GIVEN DATA
↓↓↓
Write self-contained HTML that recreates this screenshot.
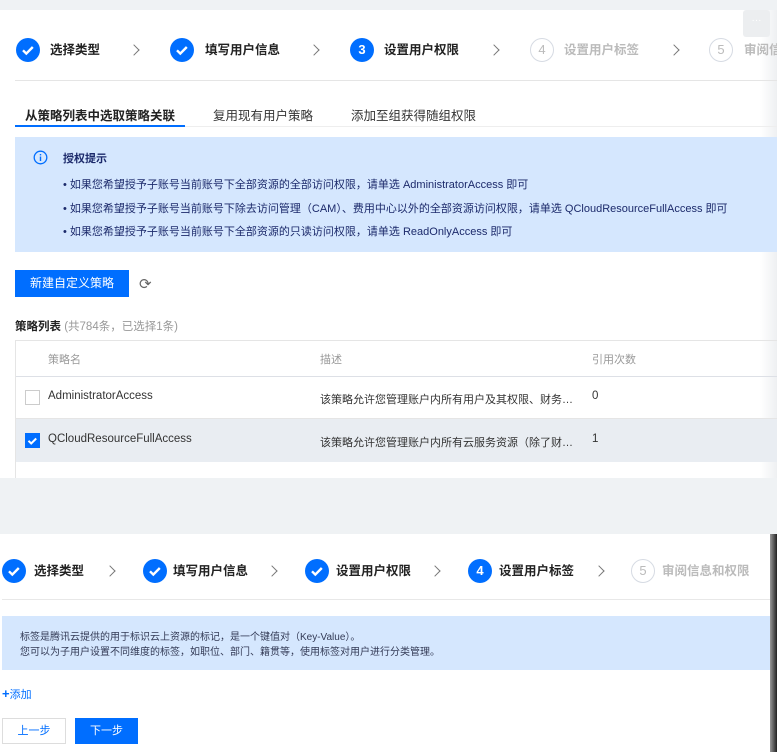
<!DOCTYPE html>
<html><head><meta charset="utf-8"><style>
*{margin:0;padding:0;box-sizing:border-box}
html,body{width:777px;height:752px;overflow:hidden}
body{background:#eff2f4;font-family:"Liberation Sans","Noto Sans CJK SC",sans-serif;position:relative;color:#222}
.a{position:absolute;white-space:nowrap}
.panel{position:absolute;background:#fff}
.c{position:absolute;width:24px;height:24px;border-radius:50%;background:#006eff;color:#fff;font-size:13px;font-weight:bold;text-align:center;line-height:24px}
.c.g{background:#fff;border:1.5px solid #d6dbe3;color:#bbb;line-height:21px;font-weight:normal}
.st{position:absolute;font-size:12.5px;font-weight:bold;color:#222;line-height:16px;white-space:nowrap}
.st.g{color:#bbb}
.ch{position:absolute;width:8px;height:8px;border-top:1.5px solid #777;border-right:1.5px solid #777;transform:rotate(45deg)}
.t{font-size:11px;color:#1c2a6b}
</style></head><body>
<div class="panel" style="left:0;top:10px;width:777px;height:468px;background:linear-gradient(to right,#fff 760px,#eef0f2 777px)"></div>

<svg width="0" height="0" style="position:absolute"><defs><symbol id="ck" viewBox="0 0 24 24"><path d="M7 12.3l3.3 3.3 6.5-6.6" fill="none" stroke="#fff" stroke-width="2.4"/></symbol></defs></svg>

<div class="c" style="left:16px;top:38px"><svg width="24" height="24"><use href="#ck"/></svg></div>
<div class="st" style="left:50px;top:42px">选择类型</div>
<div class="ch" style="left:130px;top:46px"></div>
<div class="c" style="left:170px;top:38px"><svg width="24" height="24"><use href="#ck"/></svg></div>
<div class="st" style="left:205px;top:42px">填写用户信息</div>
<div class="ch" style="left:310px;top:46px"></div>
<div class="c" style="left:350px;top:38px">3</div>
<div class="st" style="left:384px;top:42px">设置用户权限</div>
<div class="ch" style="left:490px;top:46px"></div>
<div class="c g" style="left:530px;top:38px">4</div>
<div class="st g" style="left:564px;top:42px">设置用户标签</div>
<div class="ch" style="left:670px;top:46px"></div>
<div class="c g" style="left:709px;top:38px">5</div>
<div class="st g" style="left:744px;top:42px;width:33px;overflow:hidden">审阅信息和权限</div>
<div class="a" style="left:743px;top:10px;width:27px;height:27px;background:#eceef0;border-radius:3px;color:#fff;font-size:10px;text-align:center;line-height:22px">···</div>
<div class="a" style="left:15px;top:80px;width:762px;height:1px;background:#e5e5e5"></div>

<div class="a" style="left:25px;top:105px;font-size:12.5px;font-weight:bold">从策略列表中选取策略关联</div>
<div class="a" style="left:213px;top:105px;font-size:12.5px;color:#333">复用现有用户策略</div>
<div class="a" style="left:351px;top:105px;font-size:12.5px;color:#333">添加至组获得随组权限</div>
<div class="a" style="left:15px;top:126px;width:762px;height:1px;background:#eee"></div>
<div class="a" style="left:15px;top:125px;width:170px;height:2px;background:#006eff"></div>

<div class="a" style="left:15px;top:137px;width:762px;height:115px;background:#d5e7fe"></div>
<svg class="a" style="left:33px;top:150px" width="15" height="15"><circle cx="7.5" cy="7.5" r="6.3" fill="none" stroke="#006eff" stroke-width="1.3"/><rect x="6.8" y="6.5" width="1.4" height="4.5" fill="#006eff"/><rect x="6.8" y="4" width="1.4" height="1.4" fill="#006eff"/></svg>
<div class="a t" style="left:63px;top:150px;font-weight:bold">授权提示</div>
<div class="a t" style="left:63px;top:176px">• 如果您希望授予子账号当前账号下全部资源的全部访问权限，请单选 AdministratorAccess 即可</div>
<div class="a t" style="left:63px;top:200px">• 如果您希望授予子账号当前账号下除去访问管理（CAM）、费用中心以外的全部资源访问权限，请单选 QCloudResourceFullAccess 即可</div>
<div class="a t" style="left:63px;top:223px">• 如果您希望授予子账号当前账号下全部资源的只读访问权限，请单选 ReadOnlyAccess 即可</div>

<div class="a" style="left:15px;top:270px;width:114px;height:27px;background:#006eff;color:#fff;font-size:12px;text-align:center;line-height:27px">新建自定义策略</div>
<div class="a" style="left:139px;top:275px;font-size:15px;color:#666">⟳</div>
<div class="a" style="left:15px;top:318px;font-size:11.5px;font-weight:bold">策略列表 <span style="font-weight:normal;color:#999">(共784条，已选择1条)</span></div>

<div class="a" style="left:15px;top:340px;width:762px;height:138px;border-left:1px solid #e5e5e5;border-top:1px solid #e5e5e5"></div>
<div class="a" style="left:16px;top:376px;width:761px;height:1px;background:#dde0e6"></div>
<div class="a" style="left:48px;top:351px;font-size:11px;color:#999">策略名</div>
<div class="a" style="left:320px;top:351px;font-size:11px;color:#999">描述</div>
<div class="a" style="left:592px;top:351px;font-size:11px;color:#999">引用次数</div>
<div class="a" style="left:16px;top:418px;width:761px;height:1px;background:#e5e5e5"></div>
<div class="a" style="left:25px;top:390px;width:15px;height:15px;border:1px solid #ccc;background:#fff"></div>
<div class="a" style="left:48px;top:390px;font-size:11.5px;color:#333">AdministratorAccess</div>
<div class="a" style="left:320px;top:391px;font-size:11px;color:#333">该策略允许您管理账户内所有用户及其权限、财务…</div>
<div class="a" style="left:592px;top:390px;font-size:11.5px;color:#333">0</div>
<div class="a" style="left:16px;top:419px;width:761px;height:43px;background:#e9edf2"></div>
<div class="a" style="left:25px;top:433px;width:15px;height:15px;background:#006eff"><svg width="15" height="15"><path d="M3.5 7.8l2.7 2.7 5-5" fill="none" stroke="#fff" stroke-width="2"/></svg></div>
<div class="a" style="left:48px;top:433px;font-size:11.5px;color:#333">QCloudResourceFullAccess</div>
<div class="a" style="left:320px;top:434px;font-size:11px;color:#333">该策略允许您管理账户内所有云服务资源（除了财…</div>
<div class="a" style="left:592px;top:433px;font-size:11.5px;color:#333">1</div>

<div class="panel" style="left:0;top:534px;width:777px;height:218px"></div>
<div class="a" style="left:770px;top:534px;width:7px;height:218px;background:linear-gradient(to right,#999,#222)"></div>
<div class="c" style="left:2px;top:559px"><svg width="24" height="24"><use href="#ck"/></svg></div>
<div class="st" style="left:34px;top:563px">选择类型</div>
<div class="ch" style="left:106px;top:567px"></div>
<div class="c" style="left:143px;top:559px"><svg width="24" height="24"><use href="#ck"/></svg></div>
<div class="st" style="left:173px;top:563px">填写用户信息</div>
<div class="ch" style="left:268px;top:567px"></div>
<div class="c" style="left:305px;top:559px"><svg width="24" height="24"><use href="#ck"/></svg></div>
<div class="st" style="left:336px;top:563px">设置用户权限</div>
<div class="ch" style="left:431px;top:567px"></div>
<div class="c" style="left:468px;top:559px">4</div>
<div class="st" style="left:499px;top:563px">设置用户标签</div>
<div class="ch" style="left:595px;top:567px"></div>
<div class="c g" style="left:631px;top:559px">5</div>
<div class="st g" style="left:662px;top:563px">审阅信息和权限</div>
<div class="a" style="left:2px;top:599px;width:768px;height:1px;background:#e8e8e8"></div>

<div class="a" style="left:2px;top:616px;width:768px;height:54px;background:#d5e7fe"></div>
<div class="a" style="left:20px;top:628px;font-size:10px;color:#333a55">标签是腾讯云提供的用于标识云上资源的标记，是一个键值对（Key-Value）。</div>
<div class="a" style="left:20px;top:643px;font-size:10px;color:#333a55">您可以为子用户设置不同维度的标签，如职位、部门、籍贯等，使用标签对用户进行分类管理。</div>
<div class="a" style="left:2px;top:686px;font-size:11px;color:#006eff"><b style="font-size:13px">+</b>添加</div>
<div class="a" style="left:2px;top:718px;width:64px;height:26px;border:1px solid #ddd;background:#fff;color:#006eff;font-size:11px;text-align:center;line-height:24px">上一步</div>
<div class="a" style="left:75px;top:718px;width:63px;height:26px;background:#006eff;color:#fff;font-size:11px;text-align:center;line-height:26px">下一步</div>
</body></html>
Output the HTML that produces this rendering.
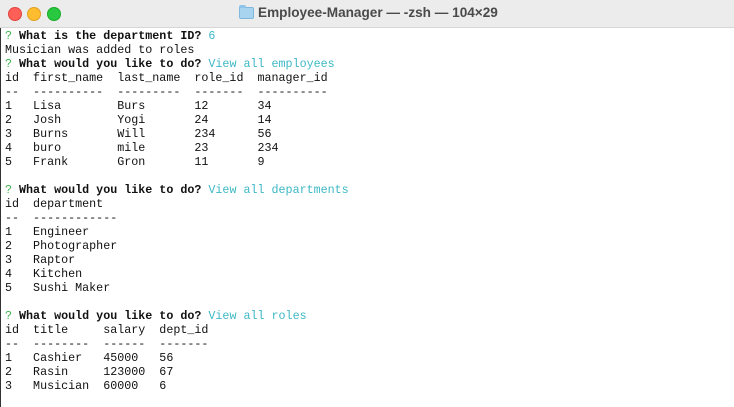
↑↑↑
PROBLEM REQUIREMENTS
Look through the records above and report how many lines hold the word "that", giving only the number.

THE OUTPUT
2